When it comes to Customer Experience (CX), research points to all the ways we disappoint even our most valuable customers. The customer’s wish list is remarkably simple, yet companies do not execute against the most fundamental needs.

Strategex has analyzed data from tens of thousands of Voice of the Customer in-depth interviews. We’ve discovered that there are five basic needs that ALL customers want their suppliers to meet – regardless of industry, demographics, or product/service.

1) Customers want proactive communication -- particularly in the event of an unforeseen problem

All businesses will have problems, the question is how do you handle it? The best companies don’t shy away from bad news – they use it as a gift to improve.

Pro-Tip: If you encounter an unplanned issue, communicate it to the decision-makers/stakeholders ASAP. Don’t just communicate the problem, bring forth a solution and make sure to communicate how the issue may affect timelines, goals, other work, etc.

2) Customers want speed and flexibility in all aspects of the business – from initial inquiry to order entry, processing, and fulfillment

How nimble is your organization? If you’re so matrixed that customers feel they have to go through a maze every time they need answers, you’re not very customer-centric.

Pro-Tip: Develop a customer experience journey map to understand the steps your customers must go through. The map should have two axes: Time is represented on the horizontal axis; the customer’s emotional state is documented on the vertical axis. Each step the customer makes is described by four characteristics: time, sequence, responsible party, and emotional response. The map will highlight areas of improvement and innovation.

3) Customers want to choose their own path of interaction and depending on the issue, the preferred path may be digital or personal

Customer service is an experience and the best companies know that the digital experience is as important as the personal experience.

The two are not mutually exclusive, but complementary. Identifying when and how customers want to engage with your organization is an important outcome from the process of mapping the customer journey.

Pro-Tip: Ask your customers for feedback on both their analog and digital experience/satisfaction (and please don’t rely solely on an NPS web survey – you won’t get the right audience or any real insight). Remember, the more digital the journey, the higher the customer satisfaction…But make sure your digital customer service is fast and user-intuitive.

4) Customers want partners, not vendors. Not just any partners, they want partners who are competent, empathetic, resourceful, and forward-thinking

The majority of customers – and potential customers – will have done their research long before they engage. What’s missing is they often ‘don’t know what they don’t know.’ That’s the critical difference of sales versus partnership.

Today’s customers are not sold, they prefer to buy from an educated, thoughtful individual who has an insightful perspective of their industry and market space.

Pro-Tip: Invest in your account managers and sales team.

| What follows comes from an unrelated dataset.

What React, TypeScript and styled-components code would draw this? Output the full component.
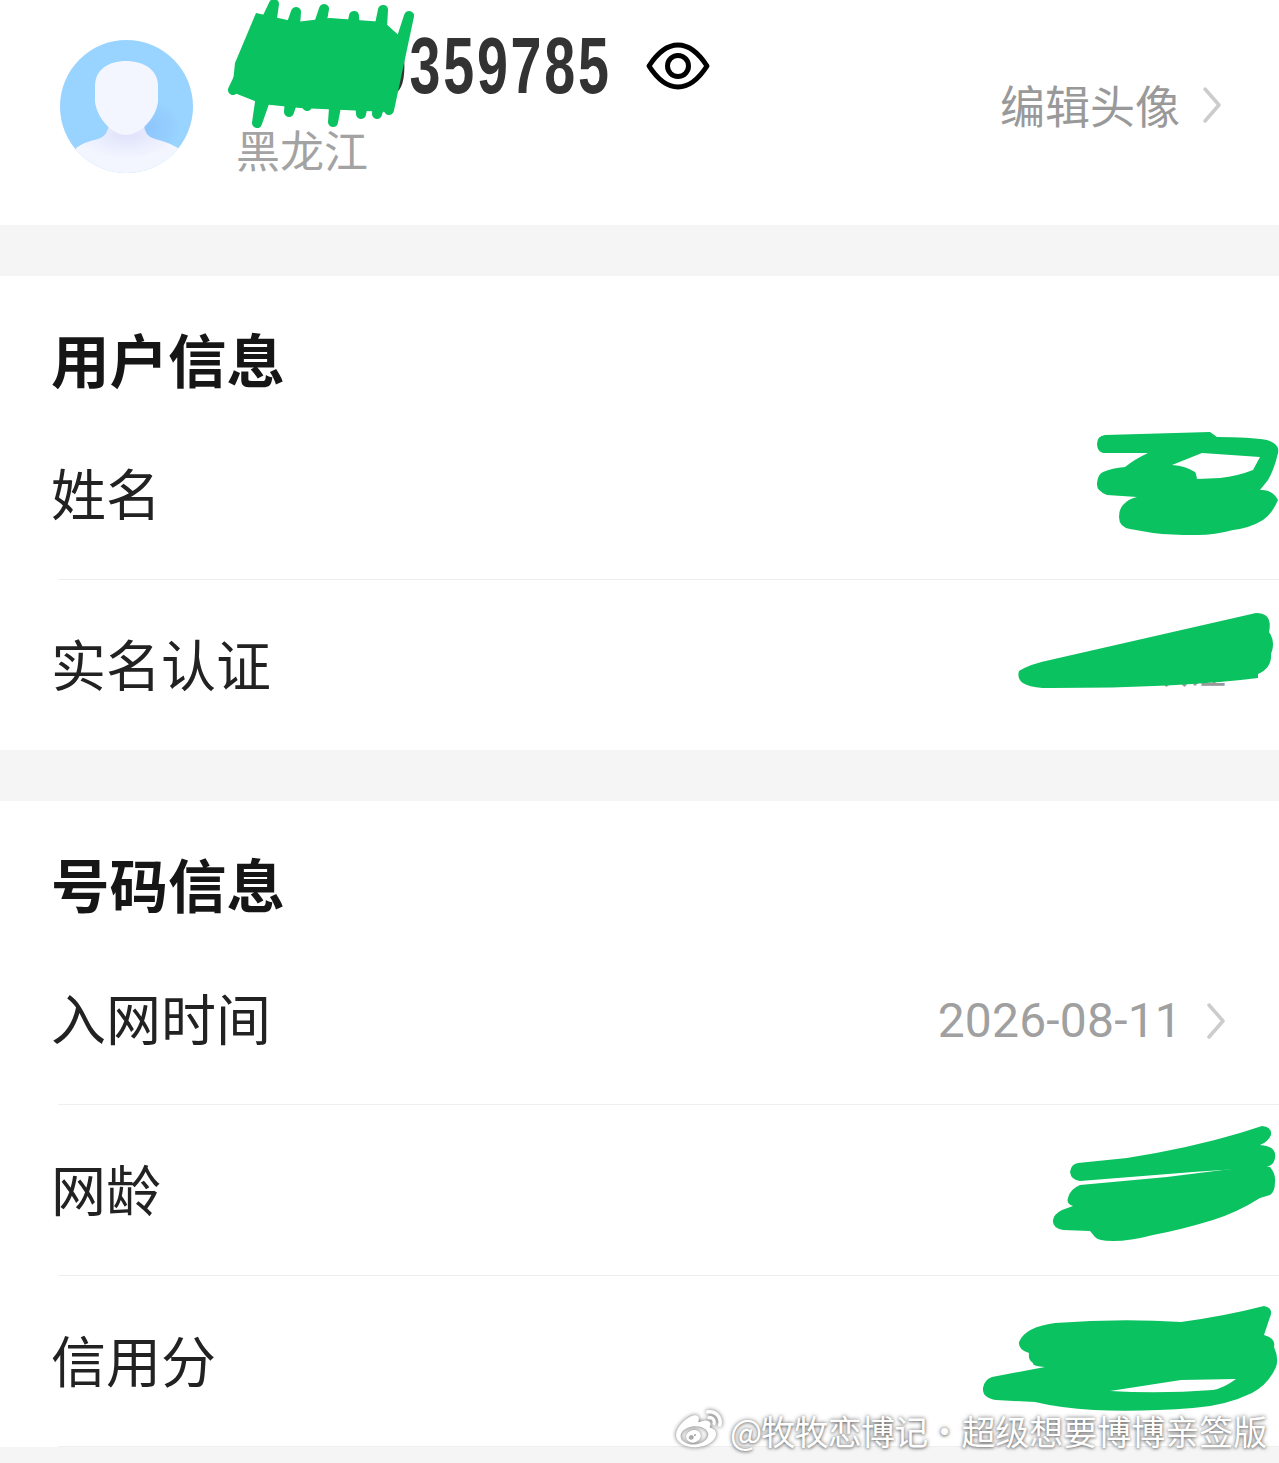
import styled, { createGlobalStyle } from 'styled-components'
import { FaWeibo } from 'react-icons/fa'

const GlobalStyle = createGlobalStyle`
  html, body {
    margin: 0;
    padding: 0;
    background: #fff;
  }
  body {
    font-family: "Noto Sans CJK SC", "Noto Sans", sans-serif;
  }
`

const Page = styled.div`
  position: relative;
  width: 1279px;
  height: 1463px;
  overflow: hidden;
  background: #fff;
  color: #1f1f1f;
`

const Header = styled.header`
  height: 225px;
  box-sizing: border-box;
  padding: 0 57px 13px 60px;
  display: flex;
  align-items: center;
`

const Avatar = styled.svg`
  width: 133px;
  height: 133px;
  flex: none;
`

const Info = styled.div`
  margin-left: 44px;
  padding-bottom: 13px;
  flex: 1;
  display: flex;
  flex-direction: column;
  gap: 18px;
`

const NumberRow = styled.div`
  display: flex;
  align-items: center;
  padding-left: 4px;
  height: 80px;
`

// no condensed family is installed, so the digits are squeezed sideways
const PhoneNumber = styled.span`
  display: block;
  width: 368px;
  flex: none;
  font-family: "Liberation Sans", sans-serif;
  font-weight: 700;
  font-size: 80px;
  line-height: 80px;
  letter-spacing: 4px;
  color: #333;
  white-space: nowrap;
  transform: scaleX(0.695);
  transform-origin: left center;
`

const EyeIcon = styled.svg`
  width: 64px;
  height: 48px;
  margin-left: 37px;
  flex: none;
`

const Region = styled.div`
  margin-left: -1px;
  font-size: 44px;
  line-height: 50px;
  color: #a3a3a3;
`

const EditLink = styled.div`
  display: flex;
  align-items: center;
  padding-bottom: 3px;
  font-size: 45px;
  line-height: 60px;
  color: #999;
`

const Chevron = styled.svg<{ $gap?: number }>`
  width: 20px;
  height: 40px;
  margin-left: ${props => props.$gap ?? 22}px;
  flex: none;
`

const Band = styled.div<{ $height?: number }>`
  height: ${props => props.$height ?? 51}px;
  background: #f5f5f5;
`

const SectionTitle = styled.h2`
  margin: 0;
  height: 133px;
  box-sizing: border-box;
  padding: 48px 0 0 51px;
  font-size: 58.5px;
  line-height: 68px;
  font-weight: 700;
  color: #161616;
`

const Row = styled.div`
  height: 170px;
  box-sizing: border-box;
  padding: 0 53px 0 51px;
  display: flex;
  align-items: center;
  justify-content: space-between;
`

const RowLabel = styled.span`
  padding-bottom: 6px;
  font-size: 55px;
  line-height: 70px;
  color: #222;
`

const RowValue = styled.span`
  display: flex;
  align-items: center;
  padding-top: 4px;
  font-family: "Roboto", "Noto Sans CJK SC", sans-serif;
  font-size: 48px;
  line-height: 60px;
  letter-spacing: 0.2px;
  color: #a0a0a0;
`

// sits almost fully under the scribble, only its lower edge shows
const CoveredValue = styled.span`
  padding-top: 4px;
  font-size: 38px;
  line-height: 50px;
  color: #999;
`

const Divider = styled.div`
  height: 1px;
  margin-left: 58px;
  background: #eeeeee;
`

const Scribbles = styled.svg`
  position: absolute;
  top: 0;
  left: 0;
  width: 1279px;
  height: 1463px;
  pointer-events: none;
`

const Watermark = styled.div`
  position: absolute;
  left: 676px;
  top: 1406px;
  display: flex;
  align-items: center;
  height: 48px;
  color: #fff;
  font-size: 34px;
  white-space: nowrap;
  text-shadow: 0 0 4px rgba(0, 0, 0, 0.55), 0 1px 3px rgba(0, 0, 0, 0.35);
`

const WatermarkLogo = styled.span`
  display: flex;
  font-size: 46px;
  margin-right: 8px;
  filter: drop-shadow(0 0 2px rgba(0, 0, 0, 0.6));
`

const WatermarkHandle = styled.span`
  letter-spacing: -0.8px;
`

const WatermarkDot = styled.span`
  width: 34px;
  text-align: center;
`

const ChevronLine = ({ gap }: { gap?: number }) => (
  <Chevron $gap={gap} viewBox="0 0 20 40">
    <path d="M3 4 L17 20 L3 36" fill="none" stroke="#cccccc" strokeWidth="3.5" strokeLinecap="round" strokeLinejoin="round" />
  </Chevron>
)

const green = '#0ac25f'

export default function App() {
  return (
    <Page>
      <GlobalStyle />
      <Header>
        <Avatar viewBox="0 0 133 133">
          <defs>
            <radialGradient id="glow" cx="0.68" cy="0.66" r="0.22">
              <stop offset="0" stopColor="#8ec6fc" />
              <stop offset="1" stopColor="#99d3ff" />
            </radialGradient>
            <radialGradient id="collar" cx="0.5" cy="0.2" r="0.5">
              <stop offset="0" stopColor="#dfe2fa" />
              <stop offset="1" stopColor="#f3f6ff" />
            </radialGradient>
            <clipPath id="disc">
              <circle cx="66.5" cy="66.5" r="66.5" />
            </clipPath>
          </defs>
          <circle cx="66.5" cy="66.5" r="66.5" fill="url(#glow)" />
          <g clipPath="url(#disc)">
            <path d="M16 108 Q24 102 38 99 Q48 96 49 84 L84 84 Q84 96 95 99 Q108 102 118 108 L118 133 L16 133 Z" fill="url(#collar)" />
            <path d="M35 46 C35 30 48 21 66 21 C84 21 98 30 98 46 L98 62 C96 78 80 95 66 95 C52 95 37 78 35 62 Z" fill="#f3f6ff" />
          </g>
        </Avatar>
        <Info>
          <NumberRow>
            <PhoneNumber>00000359785</PhoneNumber>
            <EyeIcon viewBox="0 0 64 48">
              <path d="M3 24 C12 10 21 3 32 3 C43 3 52 10 61 24 C52 38 43 45 32 45 C21 45 12 38 3 24 Z" fill="none" stroke="#000" strokeWidth="5" strokeLinejoin="round" />
              <circle cx="32" cy="24" r="10.5" fill="none" stroke="#000" strokeWidth="5" />
            </EyeIcon>
          </NumberRow>
          <Region>黑龙江</Region>
        </Info>
        <EditLink>
          编辑头像
          <ChevronLine />
        </EditLink>
      </Header>
      <Band />
      <section>
        <SectionTitle>用户信息</SectionTitle>
        <Row>
          <RowLabel>姓名</RowLabel>
        </Row>
        <Divider />
        <Row>
          <RowLabel>实名认证</RowLabel>
          <CoveredValue>已认证</CoveredValue>
        </Row>
      </section>
      <Band />
      <section>
        <SectionTitle>号码信息</SectionTitle>
        <Row>
          <RowLabel>入网时间</RowLabel>
          <RowValue>
            2026-08-11
            <ChevronLine gap={24} />
          </RowValue>
        </Row>
        <Divider />
        <Row>
          <RowLabel>网龄</RowLabel>
        </Row>
        <Divider />
        <Row>
          <RowLabel>信用分</RowLabel>
        </Row>
      </section>
      <Divider />
      <Band $height={18} />

      {/* hand-drawn redactions on top of the screenshot */}
      <Scribbles viewBox="0 0 1279 1463">
        <g fill="none" stroke={green} strokeWidth="10" strokeLinecap="round" strokeLinejoin="round">
          <path d="M233 90 L274 4 L257 123 L296 12 L289 112 L324 9 L307 106 L340 24 L333 122 L354 16 L361 114 L383 10 L377 114 L409 16 L389 110" />
        </g>
        <path d="M235 63 L256 13 L296 22 L330 18 L384 22 L404 40 L396 88 L388 112 L300 108 L262 104 L232 92 Z" fill={green} />

        <path
          fillRule="evenodd"
          d="M1097 444 Q1097 436 1105 435 L1210 432 L1217 437 Q1250 437 1267 440 Q1280 444 1278 453 Q1274 470 1268 480 L1260 490 Q1272 489 1278 500 Q1272 514 1263 520 Q1250 528 1233 530 Q1215 535 1197 535 Q1170 535 1153 533 L1130 529 Q1119 527 1119 517 Q1119 509 1123 505 Q1128 499 1137 497 L1107 495 Q1096 491 1097 483 Q1098 474 1103 472 Q1112 468 1125 467 Q1135 459 1148 453 L1103 453 Q1097 451 1097 444 Z M1172 465 L1202 453 L1260 457 L1253 470 Q1238 476 1220 478 L1197 479 Q1196 473 1195 472 Q1186 466 1172 465 Z"
          fill={green}
        />
        <path d="M1019 671 Q1030 664 1050 660 L1256 613 Q1273 613 1269 632 Q1276 642 1271 654 Q1272 668 1258 674 L1258 678 Q1180 688 1050 688 Q1014 688 1019 671 Z" fill={green} />

        <path d="M1070 1172 Q1071 1164 1078 1163 L1127 1158 Q1190 1148 1240 1133 L1262 1126 Q1272 1127 1271 1135 Q1268 1142 1260 1145 Q1277 1146 1275 1158 Q1274 1165 1267 1167 L1193 1172 L1080 1181 Q1071 1180 1070 1172 Z" fill={green} />
        <path d="M1068 1198 Q1070 1189 1080 1185 L1167 1177 L1247 1167 L1270 1167 Q1276 1174 1275 1182 Q1275 1192 1270 1195 L1260 1198 Q1238 1212 1213 1220 Q1180 1230 1153 1235 Q1130 1241 1113 1241 Q1098 1241 1095 1237 L1090 1231 L1063 1230 Q1052 1228 1053 1220 Q1054 1214 1062 1210 L1073 1206 Q1066 1204 1068 1198 Z" fill={green} />

        <path fillRule="evenodd" d="M1019 1342 Q1025 1327 1055 1323 Q1120 1318 1181 1322 Q1225 1316 1264 1306 Q1274 1308 1270 1317 L1264 1335 Q1276 1338 1274 1347 Q1279 1358 1276 1367 Q1268 1385 1252 1393 Q1225 1406 1193 1408 Q1140 1412 1094 1410 Q1060 1408 1035 1402 L996 1400 Q982 1398 983 1388 Q984 1380 992 1377 L1045 1367 Q1032 1366 1033 1363 Q1028 1360 1029 1353 Q1018 1350 1019 1342 Z M1110 1391 L1181 1380 L1236 1379 Q1224 1388 1213 1390 Q1160 1394 1110 1391 Z" fill={green} />
      </Scribbles>

      <Watermark>
        <WatermarkLogo>
          <FaWeibo />
        </WatermarkLogo>
        <WatermarkHandle>@牧牧恋博记</WatermarkHandle>
        <WatermarkDot>·</WatermarkDot>
        <span>超级想要博博亲签版</span>
      </Watermark>
    </Page>
  )
}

Solid training will equip them to quickly diagnose and solve their customers’ problems.

5) Customers want companies to know what they need – even before they know they need it

Customer service design follows the same process as new product development. Just like NPD, customer service needs to address unarticulated needs. Use research to discover customer pain points. Use that insight to develop nimble, customer-centered solutions. Make your customer a partner in developing a customer experience roadmap.

Pro-Tip: Treat customer service design like product design. Perform research. Develop journey maps. Conduct interdepartmental brainstorming sessions. Validate your solutions with more research. Refine. Launch.

In the highest-performing companies, everyone is in customer service. Focus on optimizing the customer experience of your most profitable customers and you will be rewarded with more profits. Customer experience is not a siloed job responsibility, it is the company’s platform to surprise and delight customers in an ongoing relationship that truly benefits both parties.